- Education: University of California, Berkeley University of Wisconsin-Madison
- Scientific career
- Thesis: An Analysis of the Volume Matching Problem and Related Topics in Smooth Density Estimation (1980)
- Doctoral advisor: Grace Wahba
- Notable students: Jun S. Liu George Tseng

= Wing Hung Wong =

Chinese-American statistician and computational biologist

Wing Hung Wong () is a Chinese-American statistician, computational biologist, and Stanford University professor.

==Biography==
Wong graduated from the University of California, Berkeley in 1976 with a bachelor's degree. At the University of Wisconsin–Madison, he studied under renowned statistician Grace Wahba, and was awarded a PhD in Statistics in 1980. After graduation, he taught at the University of Chicago, served as an assistant professor, associate professor, and professor. In 1994 he joined the Chinese University of Hong Kong Department of Statistics. Since 1997, he taught and led his lab at the University of California, Los Angeles and Harvard University. In 2004, he was appointed Professor at Stanford University, and served as Head of the Department of Statistics at Stanford University in 2009. As of 2020, he is Professor of Statistics and Biomedical Data Science at Stanford.

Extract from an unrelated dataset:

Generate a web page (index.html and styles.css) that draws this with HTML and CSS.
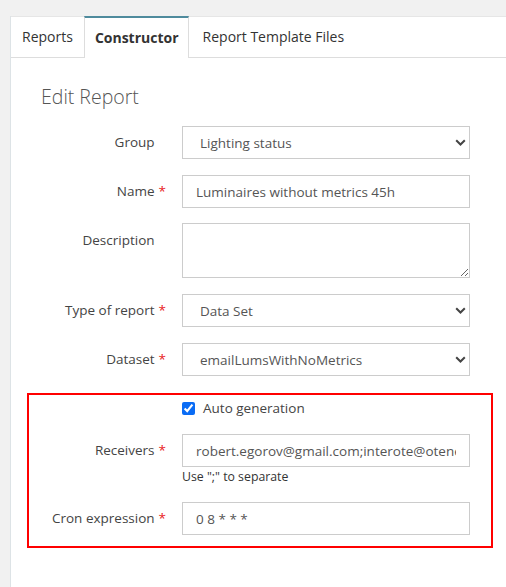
FILE: index.html
```html
<!DOCTYPE html>
<html>
<head>
    <meta charset="UTF-8">
    <title>Edit Report</title>
    <link rel="stylesheet" href="styles.css">
</head>
<body>
    <div class="page">
        <div class="panel">
            <!-- tabs -->
            <ul class="tabs">
                <li class="tab">Reports</li>
                <li class="tab active">Constructor</li>
                <li class="tab">Report Template Files</li>
            </ul>

            <div class="content">
                <h3 class="title">Edit Report</h3>

                <div class="form">
                    <label class="label">Group<span class="req blank">*</span></label>
                    <div class="select-wrap">
                        <select class="control select">
                            <option>Lighting status</option>
                        </select>
                        <svg class="chevron" width="11" height="7" viewBox="0 0 11 7"><path d="M1.2 1.2l4.3 4.3 4.3-4.3" fill="none" stroke="#444" stroke-width="2"/></svg>
                    </div>

                    <label class="label">Name<span class="req">*</span></label>
                    <input class="control" type="text" value="Luminaires without metrics 45h">

                    <label class="label">Description<span class="req blank">*</span></label>
                    <textarea class="control area"></textarea>

                    <label class="label">Type of report<span class="req">*</span></label>
                    <div class="select-wrap">
                        <select class="control select">
                            <option>Data Set</option>
                        </select>
                        <svg class="chevron" width="11" height="7" viewBox="0 0 11 7"><path d="M1.2 1.2l4.3 4.3 4.3-4.3" fill="none" stroke="#444" stroke-width="2"/></svg>
                    </div>

                    <label class="label">Dataset<span class="req">*</span></label>
                    <div class="select-wrap">
                        <select class="control select">
                            <option>emailLumsWithNoMetrics</option>
                        </select>
                        <svg class="chevron" width="11" height="7" viewBox="0 0 11 7"><path d="M1.2 1.2l4.3 4.3 4.3-4.3" fill="none" stroke="#444" stroke-width="2"/></svg>
                    </div>
                </div>

                <!-- auto generation block -->
                <div class="auto-box">
                    <div class="form">
                        <span></span>
                        <label class="check">
                            <input type="checkbox" checked>
                            <span>Auto generation</span>
                        </label>

                        <label class="label">Receivers<span class="req">*</span></label>
                        <div>
                            <input class="control" type="text" value="robert.egorov@gmail.com;interote@otenergy.ru">
                            <div class="help">Use ";" to separate</div>
                        </div>

                        <label class="label">Cron expression<span class="req">*</span></label>
                        <input class="control" type="text" value="0 8 * * *">
                    </div>
                </div>
            </div>
        </div>
    </div>
</body>
</html>
```

FILE: styles.css
```css
* { margin: 0; padding: 0; box-sizing: border-box; }

body {
    background: #f1f1f1;
    font-family: "Open Sans", "Liberation Sans", sans-serif;
    font-size: 13.5px;
    color: #444;
}

.page {
    padding: 16px 0 0 10px;
    height: 587px;
    overflow: hidden;
}

.panel {
    background: #fff;
    border-left: 1px solid #dde3e6;
    height: 100%;
}

/* tabs */
.tabs {
    display: flex;
    list-style: none;
    border-top: 1px solid #e6e6e6;
    border-bottom: 1px solid #dddddd;
    height: 42px;
    font-size: 14px;
}

.tab {
    padding: 10px 11px;
    line-height: 20px;
    color: #333;
}

.tab.active {
    margin-top: -1px;
    margin-bottom: -1px;
    margin-right: 3px;
    border-top: 2px solid #4f8b9d;
    border-left: 1px solid #dddddd;
    border-right: 1px solid #dddddd;
    background: #fff;
    font-weight: 700;
    padding: 10px 9px 11px 10px;
}

.content {
    padding: 27px 0 0 30px;
}

.title {
    font-size: 19.5px;
    font-weight: 300;
    line-height: 24px;
    color: #555;
    margin-bottom: 17px;
}

/* form grid */
.form {
    display: grid;
    grid-template-columns: 125px 288px;
    column-gap: 16px;
    row-gap: 16px;
    align-items: start;
}

.label {
    text-align: right;
    line-height: 33px;
    color: #444;
    white-space: nowrap;
}

.req {
    color: #e8191c;
    margin-left: 4px;
}

.req.blank { visibility: hidden; }

.control {
    display: block;
    width: 288px;
    height: 33px;
    border: 1px solid #cccccc;
    background: #fff;
    font-family: inherit;
    font-size: 13.5px;
    color: #555;
    padding: 0 13px;
    border-radius: 0;
    outline: none;
}

.area {
    height: 55px;
    margin-top: -1px;
    resize: vertical;
}

.select-wrap { position: relative; }

.select {
    appearance: none;
    -webkit-appearance: none;
    padding-left: 17px;
}

.chevron {
    position: absolute;
    right: 4px;
    top: 13px;
    pointer-events: none;
}

/* red block */
.auto-box {
    margin: 17px 0 0 -14px;
    width: 466px;
    border: 2px solid #ff0000;
    padding: 3px 0 11px 12px;
}

.check {
    display: flex;
    align-items: center;
    gap: 8px;
    line-height: 20px;
    color: #444;
}

.check input {
    width: 13px;
    height: 13px;
    margin: 1px 0 0;
    accent-color: #0a6cf5;
}

.help {
    font-size: 12.3px;
    line-height: 18px;
    color: #333;
    margin-top: 1px;
}
```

His students include George Tseng at University of Pittsburgh, Rick Chappell at University of Wisconsin–Madison, and Jun S. Liu at Harvard University.

==Honors and awards==
Wong is a fellow of National Academy of Sciences in the United States and Academia Sinica (2010). He won the highest award in the field of Statistics COPSS Presidents' Award in 1993. In 2021 he was awarded the COPSS Distinguished Achievement Award and Lectureship.

==Selected publications==
- "The Calculation of Posterior Distributions by Data Augmentation". Journal of the American Statistical Association. 82(398): 528-540. 1987.
- "Evolutionary Monte Carlo: Applications to C_{p} Model Sampling and Change Point Problem". Statistica Sinica. 10: 317-342. 2000.